## BEGIN

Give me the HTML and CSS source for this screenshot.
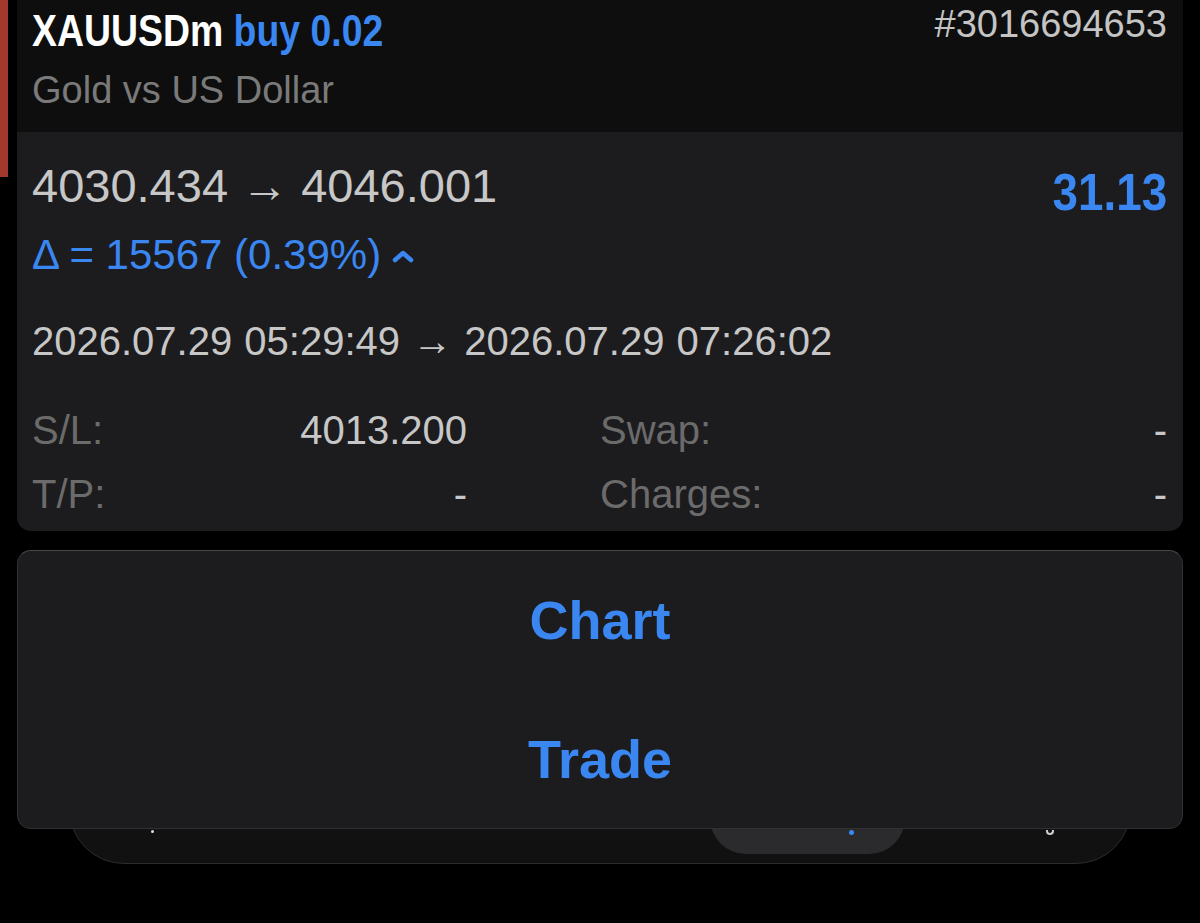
FILE: index.html
```html
<!DOCTYPE html>
<html lang="en">
<head>
    <meta charset="UTF-8">
    <meta name="viewport" content="width=device-width, initial-scale=1.0">
    <title>XAUUSDm position</title>
    <link rel="stylesheet" href="styles.css">
</head>
<body>
    <div class="screen">
        <!-- red edge of the row behind the popup -->
        <span class="edge"></span>

        <article class="position">
            <header class="position-head">
                <div class="head-row">
                    <h1 class="symbol">XAUUSDm <span class="side">buy 0.02</span></h1>
                    <span class="ticket">#3016694653</span>
                </div>
                <p class="desc">Gold vs US Dollar</p>
            </header>

            <section class="position-body">
                <div class="price-row">
                    <span class="prices">4030.434 &rarr; 4046.001</span>
                    <span class="profit">31.13</span>
                </div>
                <div class="delta">
                    &Delta; = 15567 (0.39%)
                    <svg class="chevron" width="24" height="16" viewBox="0 0 24 16">
                        <path d="M4 12 L12 5 L20 12" fill="none" stroke="currentColor" stroke-width="4.5" stroke-linecap="round" stroke-linejoin="round"/>
                    </svg>
                </div>
                <div class="times">2026.07.29 05:29:49 &rarr; 2026.07.29 07:26:02</div>

                <dl class="details">
                    <div class="pair"><dt>S/L:</dt><dd>4013.200</dd></div>
                    <div class="pair"><dt>Swap:</dt><dd>-</dd></div>
                    <div class="pair"><dt>T/P:</dt><dd>-</dd></div>
                    <div class="pair"><dt>Charges:</dt><dd>-</dd></div>
                </dl>
            </section>
        </article>

        <div class="sheet">
            <button>Chart</button>
            <button>Trade</button>
        </div>

        <!-- tab bar peeking out under the action sheet -->
        <nav class="tabbar">
            <span class="pill"></span>
            <span class="mark mark-left"></span>
            <span class="mark mark-blue"></span>
            <span class="mark mark-right"></span>
        </nav>
    </div>
</body>
</html>
```

FILE: styles.css
```css
*{
    box-sizing: border-box;
}

body{
    margin: 0;
    background-color: #000;
    font-family: 'Liberation Sans', Arial, sans-serif;
    color: #c7c7c7;
}

.screen{
    position: relative;
    width: 1200px;
    height: 923px;
    padding: 0 17px;
    display: flex;
    flex-direction: column;
    overflow: hidden;
}

.edge{
    position: absolute;
    left: 0;
    top: 0;
    width: 8px;
    height: 177px;
    background-color: #a3392d;
}

/* popup card */
.position{
    border-radius: 0 0 14px 14px;
    overflow: hidden;
    background-color: #1c1c1e;
}

.position-head{
    background-color: #0e0e0e;
    height: 132px;
    padding: 2px 16px 0 15px;

    .head-row{
        display: flex;
        justify-content: space-between;
        align-items: flex-start;
    }

    /* narrow bold face: squeeze the bold sans */
    .symbol{
        margin: 4px 0 0;
        font-weight: 700;
        font-size: 44px;
        line-height: 50px;
        color: #fff;
        transform: scaleX(.85);
        transform-origin: left center;
        white-space: nowrap;
    }

    .side{
        color: #3b87f2;
    }

    .ticket{
        font-size: 38px;
        line-height: 44px;
        color: #c4c4c4;
    }

    .desc{
        margin: 12px 0 0;
        font-size: 38px;
        line-height: 44px;
        color: #7a7a7a;
    }
}

.position-body{
    padding: 26px 16px 5px 15px;

    .price-row{
        display: flex;
        justify-content: space-between;
        align-items: flex-start;
    }

    .prices{
        font-size: 47px;
        line-height: 56px;
    }

    .profit{
        margin-top: 6px;
        font-weight: 700;
        font-size: 52px;
        line-height: 56px;
        color: #3b87f2;
        transform: scaleX(.88);
        transform-origin: right center;
    }

    .delta{
        margin-top: 11px;
        font-size: 42px;
        line-height: 48px;
        color: #3b87f2;
        display: flex;
        align-items: center;
        gap: 10px;
    }

    .chevron{
        margin-top: 2px;
    }

    .times{
        margin-top: 39px;
        font-size: 40px;
        line-height: 46px;
        word-spacing: 1px;
    }
}

.details{
    margin: 34px 0 0;
    display: grid;
    grid-template-columns: 435px 567px;
    column-gap: 133px;
    font-size: 40px;
    line-height: 64px;

    .pair{
        display: flex;
        justify-content: space-between;
    }

    dt{
        color: #6b6b6b;
    }

    dd{
        margin: 0;
        color: #c7c7c7;
    }
}

/* action sheet */
.sheet{
    position: relative;
    z-index: 1;
    margin-top: 19px;
    height: 279px;
    display: flex;
    flex-direction: column;
    background-color: #1c1c1e;
    border: 1px solid #303033;
    border-top-color: #48484b;
    border-radius: 14px;

    button{
        flex: 1;
        border: 0;
        background: none;
        font-family: 'Liberation Sans', Arial, sans-serif;
        font-weight: 700;
        font-size: 54px;
        color: #3b87f2;
        cursor: pointer;
    }
}

.tabbar{
    position: relative;
    margin: -48px 52px 0;
    height: 83px;
    background-color: #111112;
    border: 1px solid #2c2c2e;
    border-radius: 0 0 55px 55px;

    .pill{
        position: absolute;
        left: 640px;
        bottom: 9px;
        width: 195px;
        height: 70px;
        border-radius: 0 0 36px 36px;
        background-color: #2b2b2d;
    }

    .mark{
        position: absolute;
        top: 48px;
        width: 5px;
        height: 5px;
        border-radius: 50%;
    }

    .mark-left{
        left: 81px;
        width: 3px;
        height: 3px;
        background-color: #ddd;
    }

    .mark-blue{
        left: 779px;
        background-color: #3b87f2;
    }

    .mark-right{
        left: 976px;
        width: 8px;
        height: 5px;
        border: 2px solid #ccc;
        border-top: 0;
        border-radius: 0 0 5px 5px;
    }
}
```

## END

**Task**: Each line of the data is to be duplicated exactly; pictures stay out of the copy.

**The response**:
Give me the HTML and CSS source for this screenshot.
FILE: index.html
```html
<!DOCTYPE html>
<html lang="en">
<head>
    <meta charset="UTF-8">
    <meta name="viewport" content="width=device-width, initial-scale=1.0">
    <title>XAUUSDm position</title>
    <link rel="stylesheet" href="styles.css">
</head>
<body>
    <div class="screen">
        <!-- red edge of the row behind the popup -->
        <span class="edge"></span>

        <article class="position">
            <header class="position-head">
                <div class="head-row">
                    <h1 class="symbol">XAUUSDm <span class="side">buy 0.02</span></h1>
                    <span class="ticket">#3016694653</span>
                </div>
                <p class="desc">Gold vs US Dollar</p>
            </header>

            <section class="position-body">
                <div class="price-row">
                    <span class="prices">4030.434 &rarr; 4046.001</span>
                    <span class="profit">31.13</span>
                </div>
                <div class="delta">
                    &Delta; = 15567 (0.39%)
                    <svg class="chevron" width="24" height="16" viewBox="0 0 24 16">
                        <path d="M4 12 L12 5 L20 12" fill="none" stroke="currentColor" stroke-width="4.5" stroke-linecap="round" stroke-linejoin="round"/>
                    </svg>
                </div>
                <div class="times">2026.07.29 05:29:49 &rarr; 2026.07.29 07:26:02</div>

                <dl class="details">
                    <div class="pair"><dt>S/L:</dt><dd>4013.200</dd></div>
                    <div class="pair"><dt>Swap:</dt><dd>-</dd></div>
                    <div class="pair"><dt>T/P:</dt><dd>-</dd></div>
                    <div class="pair"><dt>Charges:</dt><dd>-</dd></div>
                </dl>
            </section>
        </article>

        <div class="sheet">
            <button>Chart</button>
            <button>Trade</button>
        </div>

        <!-- tab bar peeking out under the action sheet -->
        <nav class="tabbar">
            <span class="pill"></span>
            <span class="mark mark-left"></span>
            <span class="mark mark-blue"></span>
            <span class="mark mark-right"></span>
        </nav>
    </div>
</body>
</html>
```

FILE: styles.css
```css
*{
    box-sizing: border-box;
}

body{
    margin: 0;
    background-color: #000;
    font-family: 'Liberation Sans', Arial, sans-serif;
    color: #c7c7c7;
}

.screen{
    position: relative;
    width: 1200px;
    height: 923px;
    padding: 0 17px;
    display: flex;
    flex-direction: column;
    overflow: hidden;
}

.edge{
    position: absolute;
    left: 0;
    top: 0;
    width: 8px;
    height: 177px;
    background-color: #a3392d;
}

/* popup card */
.position{
    border-radius: 0 0 14px 14px;
    overflow: hidden;
    background-color: #1c1c1e;
}

.position-head{
    background-color: #0e0e0e;
    height: 132px;
    padding: 2px 16px 0 15px;

    .head-row{
        display: flex;
        justify-content: space-between;
        align-items: flex-start;
    }

    /* narrow bold face: squeeze the bold sans */
    .symbol{
        margin: 4px 0 0;
        font-weight: 700;
        font-size: 44px;
        line-height: 50px;
        color: #fff;
        transform: scaleX(.85);
        transform-origin: left center;
        white-space: nowrap;
    }

    .side{
        color: #3b87f2;
    }

    .ticket{
        font-size: 38px;
        line-height: 44px;
        color: #c4c4c4;
    }

    .desc{
        margin: 12px 0 0;
        font-size: 38px;
        line-height: 44px;
        color: #7a7a7a;
    }
}

.position-body{
    padding: 26px 16px 5px 15px;

    .price-row{
        display: flex;
        justify-content: space-between;
        align-items: flex-start;
    }

    .prices{
        font-size: 47px;
        line-height: 56px;
    }

    .profit{
        margin-top: 6px;
        font-weight: 700;
        font-size: 52px;
        line-height: 56px;
        color: #3b87f2;
        transform: scaleX(.88);
        transform-origin: right center;
    }

    .delta{
        margin-top: 11px;
        font-size: 42px;
        line-height: 48px;
        color: #3b87f2;
        display: flex;
        align-items: center;
        gap: 10px;
    }

    .chevron{
        margin-top: 2px;
    }

    .times{
        margin-top: 39px;
        font-size: 40px;
        line-height: 46px;
        word-spacing: 1px;
    }
}

.details{
    margin: 34px 0 0;
    display: grid;
    grid-template-columns: 435px 567px;
    column-gap: 133px;
    font-size: 40px;
    line-height: 64px;

    .pair{
        display: flex;
        justify-content: space-between;
    }

    dt{
        color: #6b6b6b;
    }

    dd{
        margin: 0;
        color: #c7c7c7;
    }
}

/* action sheet */
.sheet{
    position: relative;
    z-index: 1;
    margin-top: 19px;
    height: 279px;
    display: flex;
    flex-direction: column;
    background-color: #1c1c1e;
    border: 1px solid #303033;
    border-top-color: #48484b;
    border-radius: 14px;

    button{
        flex: 1;
        border: 0;
        background: none;
        font-family: 'Liberation Sans', Arial, sans-serif;
        font-weight: 700;
        font-size: 54px;
        color: #3b87f2;
        cursor: pointer;
    }
}

.tabbar{
    position: relative;
    margin: -48px 52px 0;
    height: 83px;
    background-color: #111112;
    border: 1px solid #2c2c2e;
    border-radius: 0 0 55px 55px;

    .pill{
        position: absolute;
        left: 640px;
        bottom: 9px;
        width: 195px;
        height: 70px;
        border-radius: 0 0 36px 36px;
        background-color: #2b2b2d;
    }

    .mark{
        position: absolute;
        top: 48px;
        width: 5px;
        height: 5px;
        border-radius: 50%;
    }

    .mark-left{
        left: 81px;
        width: 3px;
        height: 3px;
        background-color: #ddd;
    }

    .mark-blue{
        left: 779px;
        background-color: #3b87f2;
    }

    .mark-right{
        left: 976px;
        width: 8px;
        height: 5px;
        border: 2px solid #ccc;
        border-top: 0;
        border-radius: 0 0 5px 5px;
    }
}
```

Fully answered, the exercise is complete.